[Aim]
Transcribe the listing below word for word.

[Information shown]
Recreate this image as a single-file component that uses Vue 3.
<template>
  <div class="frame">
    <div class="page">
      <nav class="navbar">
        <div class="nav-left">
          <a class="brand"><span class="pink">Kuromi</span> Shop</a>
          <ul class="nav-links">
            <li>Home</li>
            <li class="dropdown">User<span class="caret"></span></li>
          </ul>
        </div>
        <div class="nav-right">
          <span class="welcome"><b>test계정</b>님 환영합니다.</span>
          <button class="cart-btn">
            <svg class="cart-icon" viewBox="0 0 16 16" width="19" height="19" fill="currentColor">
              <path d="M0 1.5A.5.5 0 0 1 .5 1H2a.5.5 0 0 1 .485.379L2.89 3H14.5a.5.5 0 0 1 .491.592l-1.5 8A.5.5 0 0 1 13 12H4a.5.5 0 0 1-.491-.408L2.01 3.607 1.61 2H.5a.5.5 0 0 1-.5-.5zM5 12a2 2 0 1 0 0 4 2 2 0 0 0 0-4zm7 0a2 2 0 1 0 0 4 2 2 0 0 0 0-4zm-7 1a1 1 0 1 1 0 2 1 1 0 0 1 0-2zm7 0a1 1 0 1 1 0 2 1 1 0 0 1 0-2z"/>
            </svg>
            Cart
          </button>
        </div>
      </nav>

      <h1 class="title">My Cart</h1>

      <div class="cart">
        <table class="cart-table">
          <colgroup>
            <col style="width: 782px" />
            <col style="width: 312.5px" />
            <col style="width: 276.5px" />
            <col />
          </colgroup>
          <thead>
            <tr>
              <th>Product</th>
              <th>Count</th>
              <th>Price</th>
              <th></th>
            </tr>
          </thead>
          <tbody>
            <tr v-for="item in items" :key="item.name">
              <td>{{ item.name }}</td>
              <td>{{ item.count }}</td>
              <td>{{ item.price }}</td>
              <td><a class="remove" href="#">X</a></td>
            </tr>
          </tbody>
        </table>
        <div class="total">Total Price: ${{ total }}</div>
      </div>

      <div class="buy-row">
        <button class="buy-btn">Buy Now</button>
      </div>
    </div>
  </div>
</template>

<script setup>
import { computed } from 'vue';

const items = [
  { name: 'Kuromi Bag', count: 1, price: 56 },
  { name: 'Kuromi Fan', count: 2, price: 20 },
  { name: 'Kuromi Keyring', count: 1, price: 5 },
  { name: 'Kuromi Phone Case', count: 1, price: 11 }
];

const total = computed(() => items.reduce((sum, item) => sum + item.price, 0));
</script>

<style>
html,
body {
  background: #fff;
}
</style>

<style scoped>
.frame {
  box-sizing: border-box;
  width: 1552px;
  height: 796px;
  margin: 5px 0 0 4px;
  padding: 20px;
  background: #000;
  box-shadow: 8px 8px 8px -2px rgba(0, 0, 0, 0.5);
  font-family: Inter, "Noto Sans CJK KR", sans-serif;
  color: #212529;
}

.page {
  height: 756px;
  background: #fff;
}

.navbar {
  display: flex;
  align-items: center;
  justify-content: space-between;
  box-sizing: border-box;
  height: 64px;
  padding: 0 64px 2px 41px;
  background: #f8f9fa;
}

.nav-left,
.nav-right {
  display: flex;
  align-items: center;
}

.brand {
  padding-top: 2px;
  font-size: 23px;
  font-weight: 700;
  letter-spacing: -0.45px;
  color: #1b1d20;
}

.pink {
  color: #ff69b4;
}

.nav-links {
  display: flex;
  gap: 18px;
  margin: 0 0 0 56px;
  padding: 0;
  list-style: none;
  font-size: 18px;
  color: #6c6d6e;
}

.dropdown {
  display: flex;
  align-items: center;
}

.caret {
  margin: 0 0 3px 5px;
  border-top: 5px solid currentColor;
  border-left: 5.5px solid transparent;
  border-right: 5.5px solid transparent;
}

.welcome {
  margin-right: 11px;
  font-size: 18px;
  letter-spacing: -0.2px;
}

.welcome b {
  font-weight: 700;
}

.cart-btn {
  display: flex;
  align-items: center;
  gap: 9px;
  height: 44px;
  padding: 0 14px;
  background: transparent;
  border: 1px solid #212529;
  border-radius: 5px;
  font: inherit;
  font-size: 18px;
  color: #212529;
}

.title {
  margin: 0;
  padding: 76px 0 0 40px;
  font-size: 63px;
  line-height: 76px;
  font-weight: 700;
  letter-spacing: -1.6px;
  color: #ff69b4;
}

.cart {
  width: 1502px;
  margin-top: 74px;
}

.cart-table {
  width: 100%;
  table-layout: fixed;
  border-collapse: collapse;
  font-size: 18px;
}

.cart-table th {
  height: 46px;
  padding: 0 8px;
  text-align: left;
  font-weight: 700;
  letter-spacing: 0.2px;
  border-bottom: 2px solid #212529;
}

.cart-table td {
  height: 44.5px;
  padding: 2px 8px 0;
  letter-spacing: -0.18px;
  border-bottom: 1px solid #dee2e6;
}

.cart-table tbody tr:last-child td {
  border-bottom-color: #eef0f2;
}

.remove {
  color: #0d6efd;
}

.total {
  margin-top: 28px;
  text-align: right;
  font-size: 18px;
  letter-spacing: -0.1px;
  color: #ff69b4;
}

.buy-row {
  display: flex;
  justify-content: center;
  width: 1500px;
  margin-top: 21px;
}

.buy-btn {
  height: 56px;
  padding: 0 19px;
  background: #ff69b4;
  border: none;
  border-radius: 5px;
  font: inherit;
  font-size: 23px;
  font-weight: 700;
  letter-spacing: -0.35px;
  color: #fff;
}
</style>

[Solution to the problem]
Recreate this image as a single-file component that uses Vue 3.
<template>
  <div class="frame">
    <div class="page">
      <nav class="navbar">
        <div class="nav-left">
          <a class="brand"><span class="pink">Kuromi</span> Shop</a>
          <ul class="nav-links">
            <li>Home</li>
            <li class="dropdown">User<span class="caret"></span></li>
          </ul>
        </div>
        <div class="nav-right">
          <span class="welcome"><b>test계정</b>님 환영합니다.</span>
          <button class="cart-btn">
            <svg class="cart-icon" viewBox="0 0 16 16" width="19" height="19" fill="currentColor">
              <path d="M0 1.5A.5.5 0 0 1 .5 1H2a.5.5 0 0 1 .485.379L2.89 3H14.5a.5.5 0 0 1 .491.592l-1.5 8A.5.5 0 0 1 13 12H4a.5.5 0 0 1-.491-.408L2.01 3.607 1.61 2H.5a.5.5 0 0 1-.5-.5zM5 12a2 2 0 1 0 0 4 2 2 0 0 0 0-4zm7 0a2 2 0 1 0 0 4 2 2 0 0 0 0-4zm-7 1a1 1 0 1 1 0 2 1 1 0 0 1 0-2zm7 0a1 1 0 1 1 0 2 1 1 0 0 1 0-2z"/>
            </svg>
            Cart
          </button>
        </div>
      </nav>

      <h1 class="title">My Cart</h1>

      <div class="cart">
        <table class="cart-table">
          <colgroup>
            <col style="width: 782px" />
            <col style="width: 312.5px" />
            <col style="width: 276.5px" />
            <col />
          </colgroup>
          <thead>
            <tr>
              <th>Product</th>
              <th>Count</th>
              <th>Price</th>
              <th></th>
            </tr>
          </thead>
          <tbody>
            <tr v-for="item in items" :key="item.name">
              <td>{{ item.name }}</td>
              <td>{{ item.count }}</td>
              <td>{{ item.price }}</td>
              <td><a class="remove" href="#">X</a></td>
            </tr>
          </tbody>
        </table>
        <div class="total">Total Price: ${{ total }}</div>
      </div>

      <div class="buy-row">
        <button class="buy-btn">Buy Now</button>
      </div>
    </div>
  </div>
</template>

<script setup>
import { computed } from 'vue';

const items = [
  { name: 'Kuromi Bag', count: 1, price: 56 },
  { name: 'Kuromi Fan', count: 2, price: 20 },
  { name: 'Kuromi Keyring', count: 1, price: 5 },
  { name: 'Kuromi Phone Case', count: 1, price: 11 }
];

const total = computed(() => items.reduce((sum, item) => sum + item.price, 0));
</script>

<style>
html,
body {
  background: #fff;
}
</style>

<style scoped>
.frame {
  box-sizing: border-box;
  width: 1552px;
  height: 796px;
  margin: 5px 0 0 4px;
  padding: 20px;
  background: #000;
  box-shadow: 8px 8px 8px -2px rgba(0, 0, 0, 0.5);
  font-family: Inter, "Noto Sans CJK KR", sans-serif;
  color: #212529;
}

.page {
  height: 756px;
  background: #fff;
}

.navbar {
  display: flex;
  align-items: center;
  justify-content: space-between;
  box-sizing: border-box;
  height: 64px;
  padding: 0 64px 2px 41px;
  background: #f8f9fa;
}

.nav-left,
.nav-right {
  display: flex;
  align-items: center;
}

.brand {
  padding-top: 2px;
  font-size: 23px;
  font-weight: 700;
  letter-spacing: -0.45px;
  color: #1b1d20;
}

.pink {
  color: #ff69b4;
}

.nav-links {
  display: flex;
  gap: 18px;
  margin: 0 0 0 56px;
  padding: 0;
  list-style: none;
  font-size: 18px;
  color: #6c6d6e;
}

.dropdown {
  display: flex;
  align-items: center;
}

.caret {
  margin: 0 0 3px 5px;
  border-top: 5px solid currentColor;
  border-left: 5.5px solid transparent;
  border-right: 5.5px solid transparent;
}

.welcome {
  margin-right: 11px;
  font-size: 18px;
  letter-spacing: -0.2px;
}

.welcome b {
  font-weight: 700;
}

.cart-btn {
  display: flex;
  align-items: center;
  gap: 9px;
  height: 44px;
  padding: 0 14px;
  background: transparent;
  border: 1px solid #212529;
  border-radius: 5px;
  font: inherit;
  font-size: 18px;
  color: #212529;
}

.title {
  margin: 0;
  padding: 76px 0 0 40px;
  font-size: 63px;
  line-height: 76px;
  font-weight: 700;
  letter-spacing: -1.6px;
  color: #ff69b4;
}

.cart {
  width: 1502px;
  margin-top: 74px;
}

.cart-table {
  width: 100%;
  table-layout: fixed;
  border-collapse: collapse;
  font-size: 18px;
}

.cart-table th {
  height: 46px;
  padding: 0 8px;
  text-align: left;
  font-weight: 700;
  letter-spacing: 0.2px;
  border-bottom: 2px solid #212529;
}

.cart-table td {
  height: 44.5px;
  padding: 2px 8px 0;
  letter-spacing: -0.18px;
  border-bottom: 1px solid #dee2e6;
}

.cart-table tbody tr:last-child td {
  border-bottom-color: #eef0f2;
}

.remove {
  color: #0d6efd;
}

.total {
  margin-top: 28px;
  text-align: right;
  font-size: 18px;
  letter-spacing: -0.1px;
  color: #ff69b4;
}

.buy-row {
  display: flex;
  justify-content: center;
  width: 1500px;
  margin-top: 21px;
}

.buy-btn {
  height: 56px;
  padding: 0 19px;
  background: #ff69b4;
  border: none;
  border-radius: 5px;
  font: inherit;
  font-size: 23px;
  font-weight: 700;
  letter-spacing: -0.35px;
  color: #fff;
}
</style>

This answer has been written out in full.